-- Task statement --
Take the listing from its first line through the line that contains "import type React" and please retype those lines exactly, leaving out the pictures.

begin Data lines

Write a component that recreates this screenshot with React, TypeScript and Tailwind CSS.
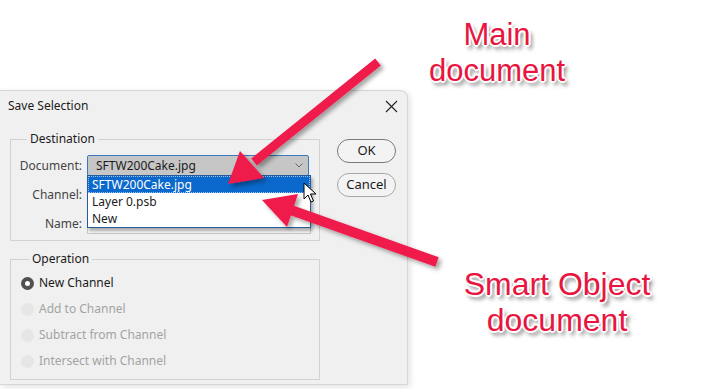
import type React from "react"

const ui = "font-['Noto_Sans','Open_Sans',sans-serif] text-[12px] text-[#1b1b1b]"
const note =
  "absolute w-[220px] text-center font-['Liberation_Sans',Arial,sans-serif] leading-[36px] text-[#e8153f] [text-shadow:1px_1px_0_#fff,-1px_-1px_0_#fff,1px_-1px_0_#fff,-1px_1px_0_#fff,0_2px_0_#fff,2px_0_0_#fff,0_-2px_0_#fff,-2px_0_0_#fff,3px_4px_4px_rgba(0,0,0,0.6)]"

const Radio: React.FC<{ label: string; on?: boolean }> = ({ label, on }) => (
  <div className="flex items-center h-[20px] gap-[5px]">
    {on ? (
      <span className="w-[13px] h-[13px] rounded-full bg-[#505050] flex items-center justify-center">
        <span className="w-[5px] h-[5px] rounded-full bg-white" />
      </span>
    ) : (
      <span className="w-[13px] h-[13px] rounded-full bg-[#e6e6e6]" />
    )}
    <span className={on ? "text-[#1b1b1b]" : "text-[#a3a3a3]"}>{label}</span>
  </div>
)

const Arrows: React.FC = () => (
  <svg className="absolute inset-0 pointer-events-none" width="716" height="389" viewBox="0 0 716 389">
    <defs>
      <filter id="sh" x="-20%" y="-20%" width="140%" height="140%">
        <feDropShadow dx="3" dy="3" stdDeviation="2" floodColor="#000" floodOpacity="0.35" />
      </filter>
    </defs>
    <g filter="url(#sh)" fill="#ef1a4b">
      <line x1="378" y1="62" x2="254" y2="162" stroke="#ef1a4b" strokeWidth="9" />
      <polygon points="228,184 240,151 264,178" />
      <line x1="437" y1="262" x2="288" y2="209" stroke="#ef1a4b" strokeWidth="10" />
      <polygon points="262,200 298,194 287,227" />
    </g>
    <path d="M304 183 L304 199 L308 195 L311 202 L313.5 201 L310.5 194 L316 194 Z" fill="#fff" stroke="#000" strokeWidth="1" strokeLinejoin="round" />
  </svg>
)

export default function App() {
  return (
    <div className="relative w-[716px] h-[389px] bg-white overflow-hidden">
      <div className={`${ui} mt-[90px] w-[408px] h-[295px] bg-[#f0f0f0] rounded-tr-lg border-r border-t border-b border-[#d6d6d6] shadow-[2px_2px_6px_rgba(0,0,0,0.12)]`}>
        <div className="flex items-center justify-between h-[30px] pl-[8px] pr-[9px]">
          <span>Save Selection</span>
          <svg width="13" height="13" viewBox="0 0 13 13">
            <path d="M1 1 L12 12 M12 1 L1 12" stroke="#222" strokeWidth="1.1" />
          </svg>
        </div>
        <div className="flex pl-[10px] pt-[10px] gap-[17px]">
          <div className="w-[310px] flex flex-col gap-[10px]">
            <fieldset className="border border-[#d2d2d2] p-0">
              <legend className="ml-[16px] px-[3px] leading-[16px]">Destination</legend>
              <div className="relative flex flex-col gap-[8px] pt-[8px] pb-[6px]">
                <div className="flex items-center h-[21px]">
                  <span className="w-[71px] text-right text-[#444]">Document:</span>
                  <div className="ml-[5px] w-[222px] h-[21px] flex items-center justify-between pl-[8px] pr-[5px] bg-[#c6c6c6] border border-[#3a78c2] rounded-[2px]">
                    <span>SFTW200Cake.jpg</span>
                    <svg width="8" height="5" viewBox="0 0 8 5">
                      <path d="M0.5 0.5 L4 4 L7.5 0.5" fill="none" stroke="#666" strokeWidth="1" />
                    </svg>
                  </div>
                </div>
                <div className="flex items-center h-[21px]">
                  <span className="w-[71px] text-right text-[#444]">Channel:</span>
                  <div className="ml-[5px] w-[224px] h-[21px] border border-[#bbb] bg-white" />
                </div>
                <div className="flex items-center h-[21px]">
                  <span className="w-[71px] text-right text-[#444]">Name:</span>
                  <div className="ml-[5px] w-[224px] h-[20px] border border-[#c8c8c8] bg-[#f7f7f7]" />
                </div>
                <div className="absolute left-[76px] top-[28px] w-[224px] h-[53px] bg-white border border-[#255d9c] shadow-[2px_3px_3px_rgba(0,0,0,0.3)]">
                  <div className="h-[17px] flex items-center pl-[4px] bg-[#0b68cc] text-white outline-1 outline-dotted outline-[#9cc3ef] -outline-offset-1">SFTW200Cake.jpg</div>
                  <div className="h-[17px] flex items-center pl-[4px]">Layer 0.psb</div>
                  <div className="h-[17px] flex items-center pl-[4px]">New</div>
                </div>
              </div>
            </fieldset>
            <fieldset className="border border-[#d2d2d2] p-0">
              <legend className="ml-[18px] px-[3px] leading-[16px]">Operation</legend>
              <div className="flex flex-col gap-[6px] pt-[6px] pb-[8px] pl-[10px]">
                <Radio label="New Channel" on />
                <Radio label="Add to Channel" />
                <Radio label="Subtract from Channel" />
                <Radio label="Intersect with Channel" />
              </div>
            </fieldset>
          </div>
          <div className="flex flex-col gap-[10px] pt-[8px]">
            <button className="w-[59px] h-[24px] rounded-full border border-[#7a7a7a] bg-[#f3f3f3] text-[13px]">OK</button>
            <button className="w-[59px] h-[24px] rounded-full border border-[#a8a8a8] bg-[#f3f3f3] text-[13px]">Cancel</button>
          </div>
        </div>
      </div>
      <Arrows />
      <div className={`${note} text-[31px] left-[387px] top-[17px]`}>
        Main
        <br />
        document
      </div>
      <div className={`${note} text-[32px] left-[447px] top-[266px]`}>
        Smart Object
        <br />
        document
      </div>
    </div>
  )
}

end Data lines

-- Problem solution --
Write a component that recreates this screenshot with React, TypeScript and Tailwind CSS.
import type React from "react"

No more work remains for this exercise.